Plantaže
- Company type: Joint-stock company
- Industry: Beverage
- Founded: 1963; 63 years ago
- Headquarters: Podgorica, Montenegro
- Products: Wine, grape brandy
- Revenue: ▼€ 30.5 million (2014)
- Net income: ▼€ 1.96 million (2014)
- Number of employees: 700 (2017)
- Website: www.plantaze.com/en/

= Plantaže =

Montenegrin wine and brandy company

Plantaže (Плантаже, /sh/; MNSE: PLAP) is a Montenegrin wine and grape brandy producer.

Company 13.jul Plantaže is the owner of the biggest vineyard in one piece in Europe - vineyard Ćemovsko polje, which has more than 2,000 ha. They are the most awarded winery in Montenegro.

Winery has 3 wine cellars, and two of them are the real tourist attraction - wine cellar Stari podrum and the wine cellar Šipčanik.

==Overview==
AD Plantaže, a joint stock company presently incorporated into holding company "Agrokombinat 13 jul", is the biggest Montenegrin viticultural and winemaking company, and one of the biggest companies in Montenegro overall. The company is based in the Montenegrin capital of Podgorica.

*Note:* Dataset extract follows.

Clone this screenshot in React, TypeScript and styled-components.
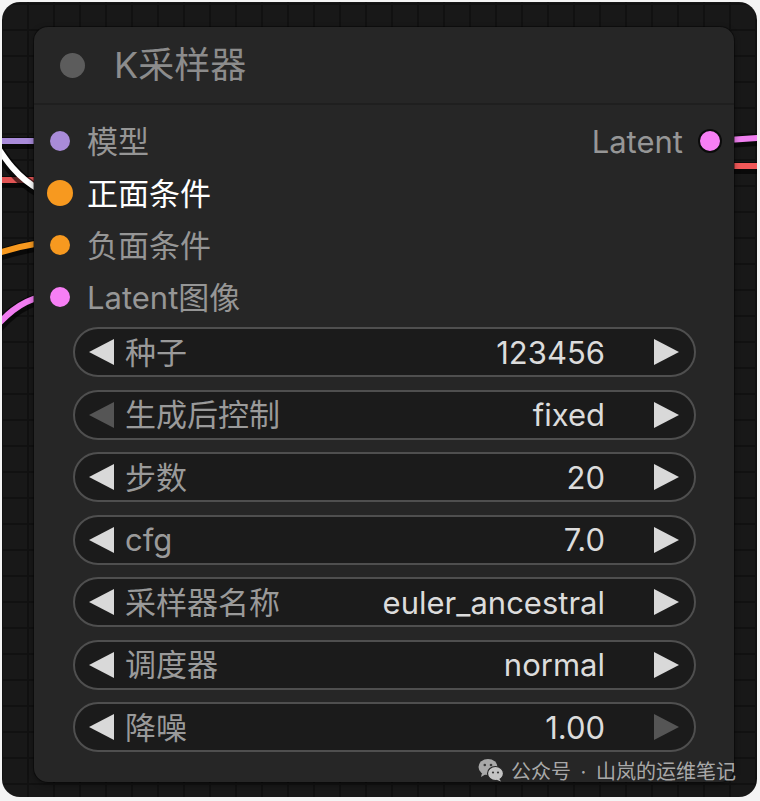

It was founded in 1963, and deals with the production of wine and table grapes, peach, production and distribution of wine and grape brandies, fish farming, catering and retail trade. The most important segment of the company is related to the production of grapes and wine, and it owns one of the largest vineyards in Europe with over 2310 ha surface, covered with more than 11 million grapevines. The vineyards are situated in the Ćemovsko polje, a flat and sunny area located south of Podgorica.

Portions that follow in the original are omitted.